Mark Twain once remarked that “all generalisations are wrong, including this one.” Twain’s sentiments offer an insight into how we humans refer to one another. It is often the case that generalisations are taken into everyday usage, and their meaning is taken as jest. However, in a digitalized, information processing, interconnected age, generalisations can lose their meanings. The meaning becomes distorted and becomes accepted as a recognised truth. An example of this occurred recently. The video in question was shared by MTV Australia and its title is ‘Our generation summed up/This guy just NAILED what it is to be a “Millennial.”
The problem is that it is a short clip of a longer video. The correct video is entitled ‘On Millennials in the workplace’. It features Simon Sinek being interviewed for Inside Quest. It has amassed over 4 million views. The clip shown on the page ‘MTV Australia’ lacks nuance, as it cherry-picks 15 minutes of speech into 1:15 of viewing time. Thus, you get the following quotes without any wider idea of the context in which they are being articulated in:
“We are growing up in a Facebook, Instagram World. In other words – we’re good at putting filters on things. We’re good at showing life is amazing – even though I’m depressed.”
. . .
“Everything you want you can have instantaneously, except – Job satisfaction and strength of relationships – there ain’t no app for that”.
The ‘recognised truth’ that may appear from these quotes after the video keeps on being shared, is that all millennials fit this depiction. An initial reaction to this may be the following, ‘this guy has made me feel terrible on my morning commute to university,’ as you happen to be viewing it on Facebook, as opposed to reading a book or enjoying life for example. However, when one watches the entire 15 minute video, the following points become clear.
Sinek is arguing that the “millennial problem” refers to those born 1984 and after, and millennials in the workplace are seen as “tough to manage and they are accused of being narcissistic, self-interested, unfocused and lazy”. Furthermore, he details this problem as being down to four characteristics. They are: parenting, technology, impatience and environment.

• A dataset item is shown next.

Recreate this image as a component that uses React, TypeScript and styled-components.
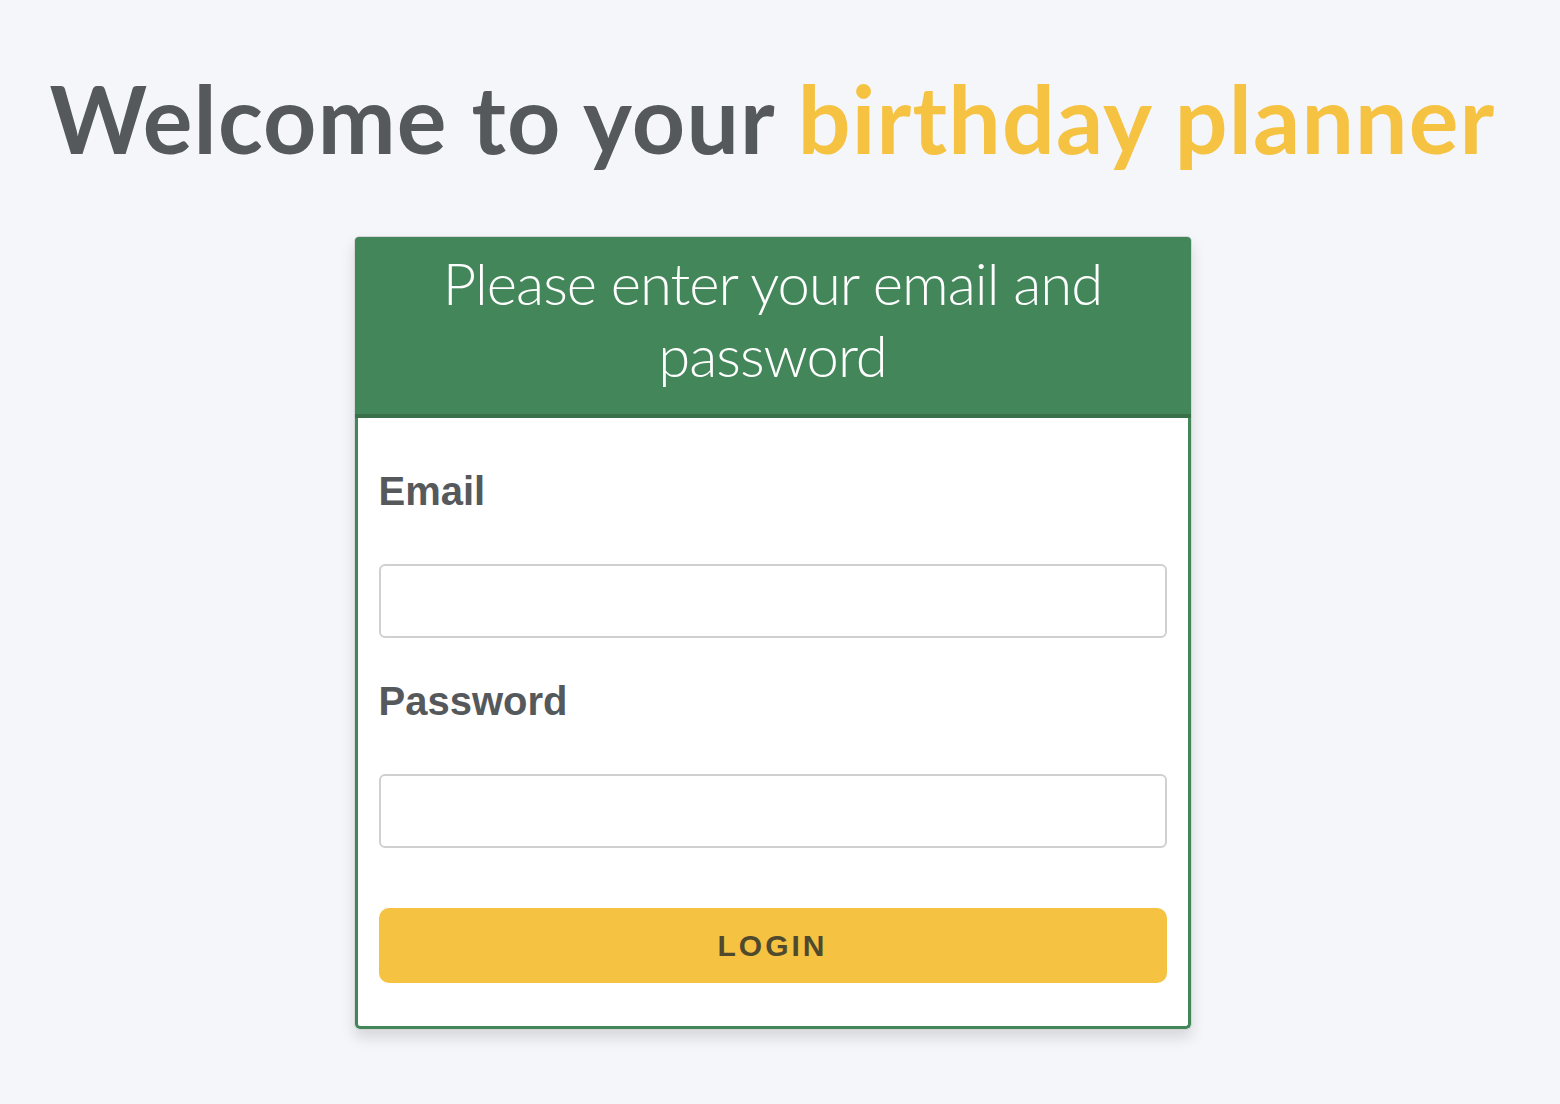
import styled, { createGlobalStyle } from 'styled-components';

const GlobalStyle = createGlobalStyle`
  html, body {
    margin: 0;
    padding: 0;
    background-color: #f5f6fa;
  }
`;

const Page = styled.div`
  min-height: 1104px;
  box-sizing: border-box;
  padding: 58px 15px 0 0;
  display: flex;
  flex-direction: column;
  align-items: center;
`;

const Title = styled.h1`
  margin: 0;
  font-family: Lato, 'Open Sans', sans-serif;
  font-weight: 700;
  font-size: 93px;
  letter-spacing: 1.2px;
  line-height: 120px;
  color: #55595c;
`;

const Accent = styled.span`
  color: #f5c242;
`;

const Card = styled.div`
  margin-top: 58px;
  width: 838px;
  box-sizing: border-box;
  border: 1px solid #d4d6d8;
  border-radius: 5px;
  box-shadow: 0 8px 14px rgba(0, 0, 0, 0.12);
  overflow: hidden;
`;

const CardHeader = styled.div`
  background-color: #428659;
  border-bottom: 4px solid #3a7049;
  padding: 10px 60px 23px;
  text-align: center;
  font-family: Lato, 'Open Sans', sans-serif;
  font-weight: 300;
  font-size: 58px;
  line-height: 72px;
  letter-spacing: -1px;
  color: #ffffff;
`;

const CardBody = styled.form`
  background-color: #ffffff;
  border: 3px solid #428659;
  border-top: none;
  border-radius: 0 0 5px 5px;
  padding: 50px 21px 43px;
  display: flex;
  flex-direction: column;
`;

const Label = styled.label`
  font-family: 'Liberation Sans', Arial, sans-serif;
  font-weight: 700;
  font-size: 40px;
  line-height: 46px;
  color: #55595c;
  margin-bottom: 50px;
`;

const Input = styled.input<{ $last?: boolean }>`
  height: 74px;
  box-sizing: border-box;
  border: 2px solid #d0d0d0;
  border-radius: 6px;
  background: #ffffff;
  margin-bottom: ${(p) => (p.$last ? '60px' : '40px')};
  outline: none;
  font-size: 24px;
`;

const Button = styled.button`
  height: 75px;
  border: none;
  border-radius: 10px;
  background-color: #f5c242;
  font-family: 'Liberation Sans', Arial, sans-serif;
  font-weight: 700;
  font-size: 30px;
  letter-spacing: 3px;
  color: #4f4a2e;
  cursor: pointer;
`;

export default function App() {
  return (
    <>
      <GlobalStyle />
      <Page>
        <Title>
          Welcome to your <Accent>birthday planner</Accent>
        </Title>
        <Card>
          <CardHeader>Please enter your email and password</CardHeader>
          <CardBody onSubmit={(e) => e.preventDefault()}>
            <Label htmlFor="email">Email</Label>
            <Input id="email" type="email" />
            <Label htmlFor="password">Password</Label>
            <Input id="password" type="password" $last />
            <Button type="submit">LOGIN</Button>
          </CardBody>
        </Card>
      </Page>
    </>
  );
}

In regards to the parenting characteristics, he says that some argue failed parenting strategies are to blame for the millennial problem. Millennials have been raised to believe that they are special and that their parents can always help them out. These assumptions are shattered upon entering the work place. Therefore, this leads to a generation with lower self-esteem than previous generations. Hence, they take advantage of technology which is the second characteristic. This technology allows individuals to put filters on day to day life. Thus, I can show life to be amazing, even though I’m depressed. The antithesis of depression would be happiness. Unfortunately, we live in a society polluted by advertising which promises that an app can provide happiness. As a consequence, we have the third characteristic: impatience. Dinner? Deliveroo. Sex? Tinder. Bored? Netflix. And so on, and so on. The last characteristic of this problem is environment. The caricature of a corporate environment is that it is backstabbing and ruthless. This may be true in some job
s environments. However, the point is that when you put individuals who succumb to the first three characteristics into an environment that doesn’t really care for the individual, this isn’t likely to be healthy.
In some aspects, I agree with Sinek. In others, not so much. The purpose of this piece was to argue, that simple explanations require reflection. I agree with Sinek as millennials, including myself, need to stop using social media as much. I must admit I do have a tendency to check it too often throughout the day. On the other hand, I don’t agree with him, as the explanation of the “millennial problem” that has been portrayed from this video is that millennials have problems with their phones.
Sinek is right to point to the negative influences of technology on millennials. However, he misses out the following points that may need to be reflected on if the “millennial problem” is to be solved. The points are: job market shrinking for new graduates, house prices forcing young people to live with parents, housing again, increasing number of suicides amongst students, and earning less than the previous generation. In the face of these points, how should others look at millennials and millennials look at themselves? Well, both sides have had advantages and disadvantages in relation to life changes. Older generations did not have to pay for university. Millennials live in an age in which they have unlimited access to luxuries such as cheap travel, new technologies etc. A solution that may help one generation understand the next generation is the following ethic: “be kind, for everyone you meet is fighting a battle.”